On March 11 2023, the McMullin On-Farm Flood Capture Project pump (located at Terranova Ranch Inc.) turned on for the first time during a record-breaking flood season in California. Downstream communities were at risk of serious flooding during this wet period. The McMullin Project was able to protect the downstream communities of the Kings River’s north fork, Mendota, and Firebaugh from serious flooding by diverting the water to be used for on-farm groundwater recharge.

As a result, the McMullin Project has recharged almost 19,000 acre-feet of water back into the aquifer, accounting for about 20% of the groundwater recharge conducted in California during this time period.

The McMullin Project was able to successfully reroute water thanks to state legislative support. Governor Newsom’s Executive Order passed on March 10, 2023 suspended regulations on flood diversion permitting, enabling water agencies to divert floodwater more quickly for groundwater recharge. When the Executive Order passed, the McMullin Project was ready to take the excess water. This vital flood protection and groundwater recharge was only possible because the necessary infrastructure was in place.

“Projects like this start rebuilding the aquifer. Additional structures and conveyance [are] critical to reaching resilience in the San Joaquin Valley.”

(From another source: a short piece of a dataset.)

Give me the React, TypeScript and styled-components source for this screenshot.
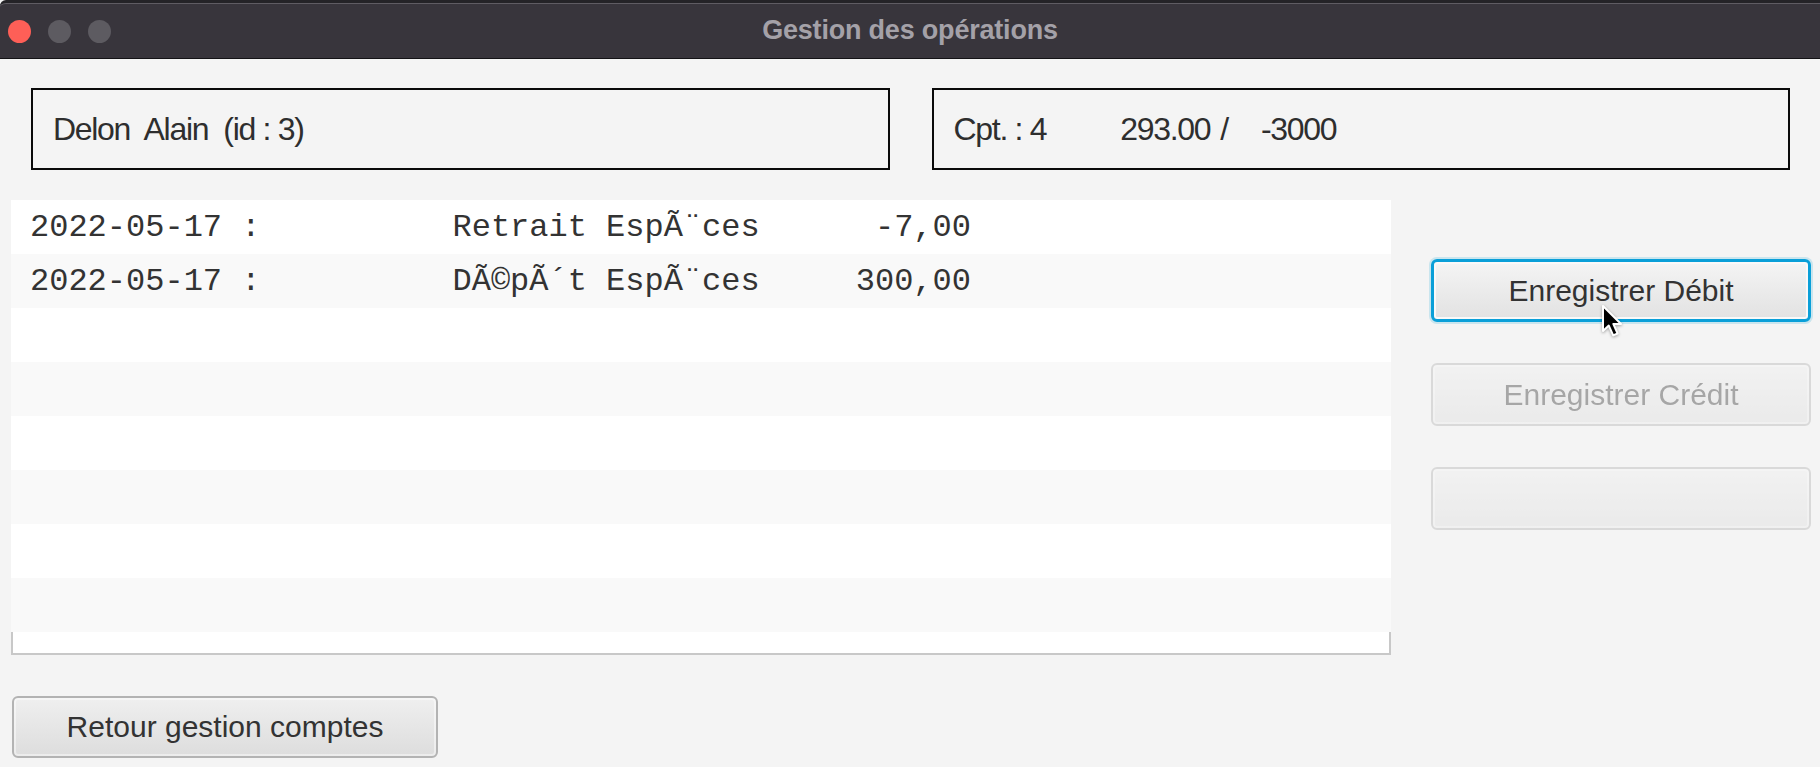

~ Don Cameron, MAGSA Board President & Terranova Ranch Inc. General Manager

The McMullin Expansion Project, Phase 2 of this existing project, will increase the conveyance from the James Bypass from 150 cfs to 450 cfs and expand acreage able to receive flood flows for on-farm recharge from 5,000 to over 40,000 acres. MAGSA is committed to the increasing groundwater recharge and securing a sustainable future for the region through projects like the McMullin Project and its Expansion.